Tindie is the best place to find unique hardware. It’s hardware sold by it’s creators; you can’t just go out and buy it anywhere. The ideas for those creations, the design and engineering that went into them, and the background on both sellers making and buyers building is the story that makes Tindie special. It’s time to make that story a lot easier to discover.
Tindie has a Blog (which you should be following) and is now looking for its scribe to fill those pages. As a writer for Tindie you share the excitement of trying out the newest sensors, making things move, or even just the magic of that first simple blink. You will seek out amazing parts and people to highlight. In a few articles each week you’ll engage and energize the Tindie audience, highlight the cutting-edge new arrivals, and lead in brainstorming new builds.
Have I just described you? Then please apply to be a writer for Tindie. Email Tindie’s jobs line with the following:
- Tell us about you. How did you get into building hardware? What are your educational, hobby, and professional backgrounds.
- What direction do you think the Tindie blog should take?
- Please choose one item offered by a seller on Tindie and write a sample article about it.
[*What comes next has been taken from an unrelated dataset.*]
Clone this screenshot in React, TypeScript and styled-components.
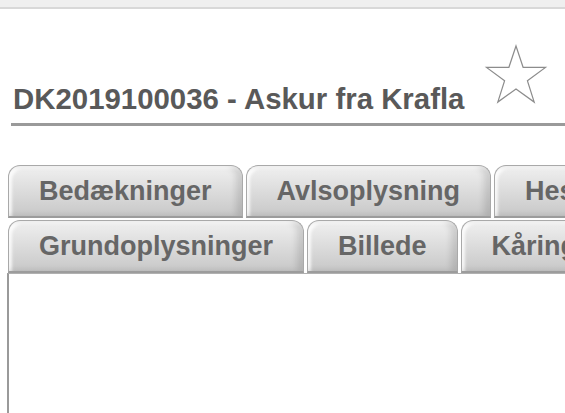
import { FC } from 'react';
import styled, { createGlobalStyle } from 'styled-components';

const GlobalStyle = createGlobalStyle`
  html, body {
    margin: 0;
    padding: 0;
    background: #fff;
    overflow: hidden;
  }
  body {
    font-family: 'Liberation Sans', Arial, sans-serif;
  }
`;

const Page = styled.div`
  width: 565px;
  height: 413px;
  display: flex;
  flex-direction: column;
  overflow: hidden;
`;

const TopBar = styled.div`
  height: 7px;
  flex-shrink: 0;
  background: #efefef;
  border-bottom: 2px solid #d8d8d8;
`;

const Header = styled.div`
  display: flex;
  align-items: flex-end;
  margin: 34px 0 0 11px;
  padding: 0 0 7px 2px;
  border-bottom: 3px solid #9a9a9a;
`;

const Title = styled.h1`
  margin: 0;
  font-size: 29.4px;
  font-weight: bold;
  color: #595959;
  white-space: nowrap;
`;

const StarIcon = styled.svg`
  width: 64px;
  height: 64px;
  margin: 0 0 9px 20px;
  flex-shrink: 0;
`;

const Tabs = styled.div`
  margin-top: 39px;
  display: flex;
  flex-direction: column;
  gap: 2px;
`;

const TabRow = styled.div`
  display: flex;
  gap: 3px;
  padding-left: 8px;
  overflow: hidden;
`;

const Tab = styled.div`
  flex-shrink: 0;
  height: 50px;
  line-height: 50px;
  padding: 0 30px;
  border: 1px solid #a9a9a9;
  border-bottom: 2px solid #9c9c9c;
  border-radius: 12px 12px 0 0;
  background: linear-gradient(to bottom, #f0f0f0 0%, #dedede 45%, #c8c8c8 100%);
  box-shadow: inset -6px 0 6px rgba(0, 0, 0, 0.12),
    inset 3px 3px 3px rgba(255, 255, 255, 0.8);
  color: #666;
  font-size: 27px;
  font-weight: bold;
  white-space: nowrap;
`;

const Panel = styled.div`
  flex: 1;
  margin-left: 7px;
  border-left: 2px solid #9a9a9a;
  border-top: 1px solid #b0b0b0;
`;

const Star: FC = () => (
  <StarIcon viewBox="0 0 64 64">
    <polygon
      points="32,3 39.1,24.3 61.5,24.4 43.4,37.7 50.2,59.1 32,46 13.8,59.1 20.6,37.7 2.5,24.4 24.9,24.3"
      fill="none"
      stroke="#8c8c8c"
      strokeWidth="1.2"
    />
  </StarIcon>
);

const rows = [
  ['Bedækninger', 'Avlsoplysning', 'Hestens data'],
  ['Grundoplysninger', 'Billede', 'Kåring'],
];

const App: FC = () => (
  <>
    <GlobalStyle />
    <Page>
      <TopBar />
      <Header>
        <Title>DK2019100036 - Askur fra Krafla</Title>
        <Star />
      </Header>
      <Tabs>
        {rows.map((row, i) => (
          <TabRow key={i}>
            {row.map((label) => (
              <Tab key={label}>{label}</Tab>
            ))}
          </TabRow>
        ))}
      </Tabs>
      <Panel />
    </Page>
  </>
);

export default App;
The position pays per article written. This is the first time Tindie is hiring a dedicated writer; it’s an opportunity for you to shape something new and amazing.
The link “Blog” links you to the front page. I think you meant to link it to blog.tindie.com
Fixed that. Thanks
Asking writers to submit a “sample article” about a Tindie item is kinda shitty practice. They should accept articles that the writer has already written on other publications rather than ask people to do unpaid work just to be considered.
Disagree.
When I’m hiring at my company, I always ask the candidate to do some small task related to the job. For writing positions, we give a specific assignment, “write an introduction for this video.” For programmers, they are given a series of programming exercises. For salespeople they get the Jordan Belmont equivalent of “sell me this pen.”
It is not “a shitty practice” for an applicant to do a small task. If fact, as an applicant, I would be concerned if I wasn’t asked to do such.
The “shitty practice” would be posting the submitted posts without compensation. (Which I have no reason to suspect Tindie would.)
Oh, I have no objections to some sort of test as part of the process. But asking for it upfront (before an interview) shows no regard for your applicants’ time.
Oh, of course they wouldn’t. They’d never do something like that. And I have a bridge to sell you.
Having recently performed a similar task for Mike here at Hackaday I don’t see that as a problem. It’s standard interview practice and shouldn’t take too long. I am not sure my working for Hackaday would allow me to apply for this post but if I did I wouldn’t see under an hour spent writing a piece to be time wasted. You have to prove you can do it and with their subject matter.
It would be a problem if they then used the pieces written by applicants on their blog without attribution or payment. But given that their whole business model is about enabling small-scale creativity I’d be astounded if they did that.
As I said in my other comment it’s fine for an interview, but shitty to ask it for every applicant (even those who will never make it to the interview stage).
Thanks for those who already responded to this comment.
I feel like a writing sample is a rather small requirement. The right person for the job will have no problem completing it because they will be excited about the subject matter. Michael suggests this is unpaid work, but couldn’t you say that about applying for a job and doing an in-person interview where you would need to take time out of your day?
As for the suggestion that we might publish an article without compensation (more importantly this implies it would also be without the author’s permission), that is ridiculous. The good will of our community and our writing/editing staff is paramount. Burning those relationships by publishing writing samples would be a horrible decision.
When you get an in person interview, the employer and usually some of the coworkers also show up. They would only do this when they are down to a handful of candidates as this cost them time too. I went to a few out of town interviews and they offer to fly me there and pay for my transportation. Early in my career, I often bring my own projects for a show and tell, so they know what I can do.
No one ask to to do free work. 2 of the places actually ask me to write a test.
“2 of the places actually ask me to write a test.”
Does this mean they asked you to write a test they could apply to other applicants?